### Goal:
Quote the data below in full, minus the images.

(Rows from a dataset of pages and code)
..............................
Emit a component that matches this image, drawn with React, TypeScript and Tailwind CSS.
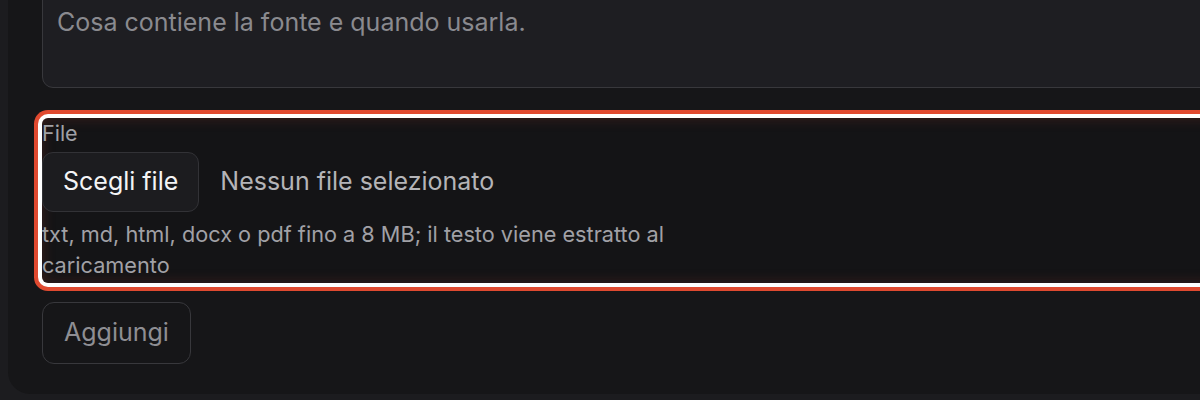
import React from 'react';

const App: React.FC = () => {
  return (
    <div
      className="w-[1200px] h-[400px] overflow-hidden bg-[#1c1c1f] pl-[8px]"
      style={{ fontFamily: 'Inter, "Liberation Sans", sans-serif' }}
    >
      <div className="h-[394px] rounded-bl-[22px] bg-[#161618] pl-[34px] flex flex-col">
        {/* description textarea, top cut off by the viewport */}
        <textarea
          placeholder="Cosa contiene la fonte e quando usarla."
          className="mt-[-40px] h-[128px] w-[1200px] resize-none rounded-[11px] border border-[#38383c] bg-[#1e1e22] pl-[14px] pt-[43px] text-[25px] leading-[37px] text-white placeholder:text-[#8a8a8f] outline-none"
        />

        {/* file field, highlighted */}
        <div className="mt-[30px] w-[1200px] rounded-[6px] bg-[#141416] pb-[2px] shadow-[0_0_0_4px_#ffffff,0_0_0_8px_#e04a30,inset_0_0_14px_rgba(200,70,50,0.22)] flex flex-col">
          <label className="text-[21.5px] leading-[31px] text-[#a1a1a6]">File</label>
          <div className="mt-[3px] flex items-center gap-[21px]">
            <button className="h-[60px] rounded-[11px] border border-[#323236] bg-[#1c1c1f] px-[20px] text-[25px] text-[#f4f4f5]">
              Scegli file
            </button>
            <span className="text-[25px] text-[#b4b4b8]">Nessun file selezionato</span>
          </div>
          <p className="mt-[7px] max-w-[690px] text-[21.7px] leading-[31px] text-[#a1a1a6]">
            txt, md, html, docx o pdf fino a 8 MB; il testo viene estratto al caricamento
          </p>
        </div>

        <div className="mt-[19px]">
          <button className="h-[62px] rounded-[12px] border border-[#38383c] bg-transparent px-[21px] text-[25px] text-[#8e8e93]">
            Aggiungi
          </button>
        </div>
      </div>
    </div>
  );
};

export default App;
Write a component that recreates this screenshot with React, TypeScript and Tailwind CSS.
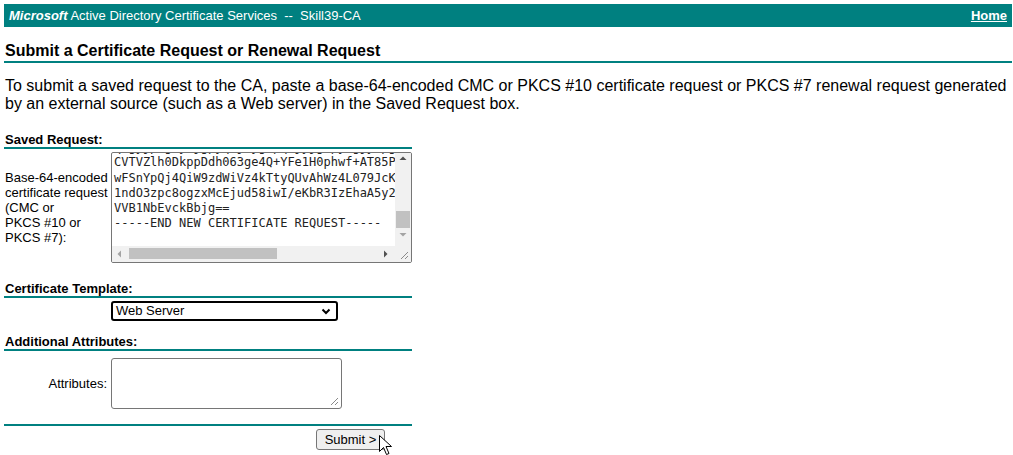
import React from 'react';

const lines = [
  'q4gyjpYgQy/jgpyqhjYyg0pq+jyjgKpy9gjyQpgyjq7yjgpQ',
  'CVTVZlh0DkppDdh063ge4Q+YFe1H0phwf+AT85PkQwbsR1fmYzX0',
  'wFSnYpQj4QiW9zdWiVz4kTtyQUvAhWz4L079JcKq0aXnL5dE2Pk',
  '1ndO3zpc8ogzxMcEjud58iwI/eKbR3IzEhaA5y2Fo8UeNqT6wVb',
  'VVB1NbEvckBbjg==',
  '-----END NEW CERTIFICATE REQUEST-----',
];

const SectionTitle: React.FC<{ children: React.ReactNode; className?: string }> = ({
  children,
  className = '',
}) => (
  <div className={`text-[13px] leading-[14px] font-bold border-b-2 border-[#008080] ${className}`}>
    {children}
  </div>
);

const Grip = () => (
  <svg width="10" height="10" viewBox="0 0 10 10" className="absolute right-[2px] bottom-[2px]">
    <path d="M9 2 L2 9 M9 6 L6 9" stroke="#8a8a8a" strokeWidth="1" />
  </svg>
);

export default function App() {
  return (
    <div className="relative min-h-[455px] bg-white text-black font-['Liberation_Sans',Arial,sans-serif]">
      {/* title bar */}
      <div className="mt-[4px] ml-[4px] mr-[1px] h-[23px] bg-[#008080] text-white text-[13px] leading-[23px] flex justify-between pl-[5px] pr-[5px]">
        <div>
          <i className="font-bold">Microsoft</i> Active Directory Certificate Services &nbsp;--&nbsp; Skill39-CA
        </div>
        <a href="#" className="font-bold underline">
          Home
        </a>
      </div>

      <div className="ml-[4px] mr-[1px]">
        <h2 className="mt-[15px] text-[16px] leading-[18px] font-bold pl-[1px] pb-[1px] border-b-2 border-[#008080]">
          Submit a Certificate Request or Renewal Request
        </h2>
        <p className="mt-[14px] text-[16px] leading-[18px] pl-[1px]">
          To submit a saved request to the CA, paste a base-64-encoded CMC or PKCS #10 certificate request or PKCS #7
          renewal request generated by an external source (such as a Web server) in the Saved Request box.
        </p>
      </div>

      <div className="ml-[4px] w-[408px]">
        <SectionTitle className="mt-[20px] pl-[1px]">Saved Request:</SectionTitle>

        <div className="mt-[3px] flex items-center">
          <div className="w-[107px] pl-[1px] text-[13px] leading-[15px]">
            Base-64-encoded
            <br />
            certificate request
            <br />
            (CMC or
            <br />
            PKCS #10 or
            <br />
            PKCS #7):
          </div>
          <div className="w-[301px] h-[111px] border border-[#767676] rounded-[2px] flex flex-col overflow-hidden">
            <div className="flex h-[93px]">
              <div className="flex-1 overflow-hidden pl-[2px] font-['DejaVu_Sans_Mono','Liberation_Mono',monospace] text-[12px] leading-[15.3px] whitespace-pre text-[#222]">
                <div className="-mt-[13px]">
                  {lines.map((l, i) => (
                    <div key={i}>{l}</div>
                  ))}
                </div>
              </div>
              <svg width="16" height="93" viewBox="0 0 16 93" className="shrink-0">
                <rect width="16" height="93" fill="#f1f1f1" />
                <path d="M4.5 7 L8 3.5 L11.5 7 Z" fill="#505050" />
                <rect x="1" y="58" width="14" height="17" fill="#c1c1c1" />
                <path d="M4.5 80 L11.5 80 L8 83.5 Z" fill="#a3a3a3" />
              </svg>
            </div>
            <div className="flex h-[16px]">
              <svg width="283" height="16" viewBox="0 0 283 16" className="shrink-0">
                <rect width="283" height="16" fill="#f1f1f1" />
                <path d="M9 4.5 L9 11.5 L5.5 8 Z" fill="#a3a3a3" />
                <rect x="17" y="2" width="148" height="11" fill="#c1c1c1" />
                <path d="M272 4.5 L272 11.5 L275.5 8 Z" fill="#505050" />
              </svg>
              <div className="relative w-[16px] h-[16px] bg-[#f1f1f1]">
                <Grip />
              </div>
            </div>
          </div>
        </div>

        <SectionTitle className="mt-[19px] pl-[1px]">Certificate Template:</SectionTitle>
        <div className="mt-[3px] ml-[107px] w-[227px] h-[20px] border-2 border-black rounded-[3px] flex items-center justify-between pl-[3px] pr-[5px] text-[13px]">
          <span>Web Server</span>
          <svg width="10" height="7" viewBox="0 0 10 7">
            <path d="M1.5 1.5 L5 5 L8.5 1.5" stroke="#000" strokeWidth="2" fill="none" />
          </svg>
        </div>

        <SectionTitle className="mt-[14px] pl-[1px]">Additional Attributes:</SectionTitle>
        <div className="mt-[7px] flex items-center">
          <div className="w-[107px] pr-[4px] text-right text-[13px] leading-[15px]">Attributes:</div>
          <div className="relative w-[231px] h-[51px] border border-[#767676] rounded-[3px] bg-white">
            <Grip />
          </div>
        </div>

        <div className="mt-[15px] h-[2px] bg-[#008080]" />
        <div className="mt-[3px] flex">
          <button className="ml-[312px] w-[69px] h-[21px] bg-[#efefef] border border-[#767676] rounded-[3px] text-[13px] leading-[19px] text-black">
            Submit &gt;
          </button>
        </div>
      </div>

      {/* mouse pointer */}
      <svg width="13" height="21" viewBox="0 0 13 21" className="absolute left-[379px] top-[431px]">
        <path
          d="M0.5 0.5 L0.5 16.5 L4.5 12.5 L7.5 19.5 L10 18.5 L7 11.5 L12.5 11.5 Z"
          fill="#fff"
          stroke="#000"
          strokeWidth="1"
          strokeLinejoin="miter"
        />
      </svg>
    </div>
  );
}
..............................
### Solved exercise:
Emit a component that matches this image, drawn with React, TypeScript and Tailwind CSS.
import React from 'react';

const App: React.FC = () => {
  return (
    <div
      className="w-[1200px] h-[400px] overflow-hidden bg-[#1c1c1f] pl-[8px]"
      style={{ fontFamily: 'Inter, "Liberation Sans", sans-serif' }}
    >
      <div className="h-[394px] rounded-bl-[22px] bg-[#161618] pl-[34px] flex flex-col">
        {/* description textarea, top cut off by the viewport */}
        <textarea
          placeholder="Cosa contiene la fonte e quando usarla."
          className="mt-[-40px] h-[128px] w-[1200px] resize-none rounded-[11px] border border-[#38383c] bg-[#1e1e22] pl-[14px] pt-[43px] text-[25px] leading-[37px] text-white placeholder:text-[#8a8a8f] outline-none"
        />

        {/* file field, highlighted */}
        <div className="mt-[30px] w-[1200px] rounded-[6px] bg-[#141416] pb-[2px] shadow-[0_0_0_4px_#ffffff,0_0_0_8px_#e04a30,inset_0_0_14px_rgba(200,70,50,0.22)] flex flex-col">
          <label className="text-[21.5px] leading-[31px] text-[#a1a1a6]">File</label>
          <div className="mt-[3px] flex items-center gap-[21px]">
            <button className="h-[60px] rounded-[11px] border border-[#323236] bg-[#1c1c1f] px-[20px] text-[25px] text-[#f4f4f5]">
              Scegli file
            </button>
            <span className="text-[25px] text-[#b4b4b8]">Nessun file selezionato</span>
          </div>
          <p className="mt-[7px] max-w-[690px] text-[21.7px] leading-[31px] text-[#a1a1a6]">
            txt, md, html, docx o pdf fino a 8 MB; il testo viene estratto al caricamento
          </p>
        </div>

        <div className="mt-[19px]">
          <button className="h-[62px] rounded-[12px] border border-[#38383c] bg-transparent px-[21px] text-[25px] text-[#8e8e93]">
            Aggiungi
          </button>
        </div>
      </div>
    </div>
  );
};

export default App;
Write a component that recreates this screenshot with React, TypeScript and Tailwind CSS.
import React from 'react';

const lines = [
  'q4gyjpYgQy/jgpyqhjYyg0pq+jyjgKpy9gjyQpgyjq7yjgpQ',
  'CVTVZlh0DkppDdh063ge4Q+YFe1H0phwf+AT85PkQwbsR1fmYzX0',
  'wFSnYpQj4QiW9zdWiVz4kTtyQUvAhWz4L079JcKq0aXnL5dE2Pk',
  '1ndO3zpc8ogzxMcEjud58iwI/eKbR3IzEhaA5y2Fo8UeNqT6wVb',
  'VVB1NbEvckBbjg==',
  '-----END NEW CERTIFICATE REQUEST-----',
];

const SectionTitle: React.FC<{ children: React.ReactNode; className?: string }> = ({
  children,
  className = '',
}) => (
  <div className={`text-[13px] leading-[14px] font-bold border-b-2 border-[#008080] ${className}`}>
    {children}
  </div>
);

const Grip = () => (
  <svg width="10" height="10" viewBox="0 0 10 10" className="absolute right-[2px] bottom-[2px]">
    <path d="M9 2 L2 9 M9 6 L6 9" stroke="#8a8a8a" strokeWidth="1" />
  </svg>
);

export default function App() {
  return (
    <div className="relative min-h-[455px] bg-white text-black font-['Liberation_Sans',Arial,sans-serif]">
      {/* title bar */}
      <div className="mt-[4px] ml-[4px] mr-[1px] h-[23px] bg-[#008080] text-white text-[13px] leading-[23px] flex justify-between pl-[5px] pr-[5px]">
        <div>
          <i className="font-bold">Microsoft</i> Active Directory Certificate Services &nbsp;--&nbsp; Skill39-CA
        </div>
        <a href="#" className="font-bold underline">
          Home
        </a>
      </div>

      <div className="ml-[4px] mr-[1px]">
        <h2 className="mt-[15px] text-[16px] leading-[18px] font-bold pl-[1px] pb-[1px] border-b-2 border-[#008080]">
          Submit a Certificate Request or Renewal Request
        </h2>
        <p className="mt-[14px] text-[16px] leading-[18px] pl-[1px]">
          To submit a saved request to the CA, paste a base-64-encoded CMC or PKCS #10 certificate request or PKCS #7
          renewal request generated by an external source (such as a Web server) in the Saved Request box.
        </p>
      </div>

      <div className="ml-[4px] w-[408px]">
        <SectionTitle className="mt-[20px] pl-[1px]">Saved Request:</SectionTitle>

        <div className="mt-[3px] flex items-center">
          <div className="w-[107px] pl-[1px] text-[13px] leading-[15px]">
            Base-64-encoded
            <br />
            certificate request
            <br />
            (CMC or
            <br />
            PKCS #10 or
            <br />
            PKCS #7):
          </div>
          <div className="w-[301px] h-[111px] border border-[#767676] rounded-[2px] flex flex-col overflow-hidden">
            <div className="flex h-[93px]">
              <div className="flex-1 overflow-hidden pl-[2px] font-['DejaVu_Sans_Mono','Liberation_Mono',monospace] text-[12px] leading-[15.3px] whitespace-pre text-[#222]">
                <div className="-mt-[13px]">
                  {lines.map((l, i) => (
                    <div key={i}>{l}</div>
                  ))}
                </div>
              </div>
              <svg width="16" height="93" viewBox="0 0 16 93" className="shrink-0">
                <rect width="16" height="93" fill="#f1f1f1" />
                <path d="M4.5 7 L8 3.5 L11.5 7 Z" fill="#505050" />
                <rect x="1" y="58" width="14" height="17" fill="#c1c1c1" />
                <path d="M4.5 80 L11.5 80 L8 83.5 Z" fill="#a3a3a3" />
              </svg>
            </div>
            <div className="flex h-[16px]">
              <svg width="283" height="16" viewBox="0 0 283 16" className="shrink-0">
                <rect width="283" height="16" fill="#f1f1f1" />
                <path d="M9 4.5 L9 11.5 L5.5 8 Z" fill="#a3a3a3" />
                <rect x="17" y="2" width="148" height="11" fill="#c1c1c1" />
                <path d="M272 4.5 L272 11.5 L275.5 8 Z" fill="#505050" />
              </svg>
              <div className="relative w-[16px] h-[16px] bg-[#f1f1f1]">
                <Grip />
              </div>
            </div>
          </div>
        </div>

        <SectionTitle className="mt-[19px] pl-[1px]">Certificate Template:</SectionTitle>
        <div className="mt-[3px] ml-[107px] w-[227px] h-[20px] border-2 border-black rounded-[3px] flex items-center justify-between pl-[3px] pr-[5px] text-[13px]">
          <span>Web Server</span>
          <svg width="10" height="7" viewBox="0 0 10 7">
            <path d="M1.5 1.5 L5 5 L8.5 1.5" stroke="#000" strokeWidth="2" fill="none" />
          </svg>
        </div>

        <SectionTitle className="mt-[14px] pl-[1px]">Additional Attributes:</SectionTitle>
        <div className="mt-[7px] flex items-center">
          <div className="w-[107px] pr-[4px] text-right text-[13px] leading-[15px]">Attributes:</div>
          <div className="relative w-[231px] h-[51px] border border-[#767676] rounded-[3px] bg-white">
            <Grip />
          </div>
        </div>

        <div className="mt-[15px] h-[2px] bg-[#008080]" />
        <div className="mt-[3px] flex">
          <button className="ml-[312px] w-[69px] h-[21px] bg-[#efefef] border border-[#767676] rounded-[3px] text-[13px] leading-[19px] text-black">
            Submit &gt;
          </button>
        </div>
      </div>

      {/* mouse pointer */}
      <svg width="13" height="21" viewBox="0 0 13 21" className="absolute left-[379px] top-[431px]">
        <path
          d="M0.5 0.5 L0.5 16.5 L4.5 12.5 L7.5 19.5 L10 18.5 L7 11.5 L12.5 11.5 Z"
          fill="#fff"
          stroke="#000"
          strokeWidth="1"
          strokeLinejoin="miter"
        />
      </svg>
    </div>
  );
}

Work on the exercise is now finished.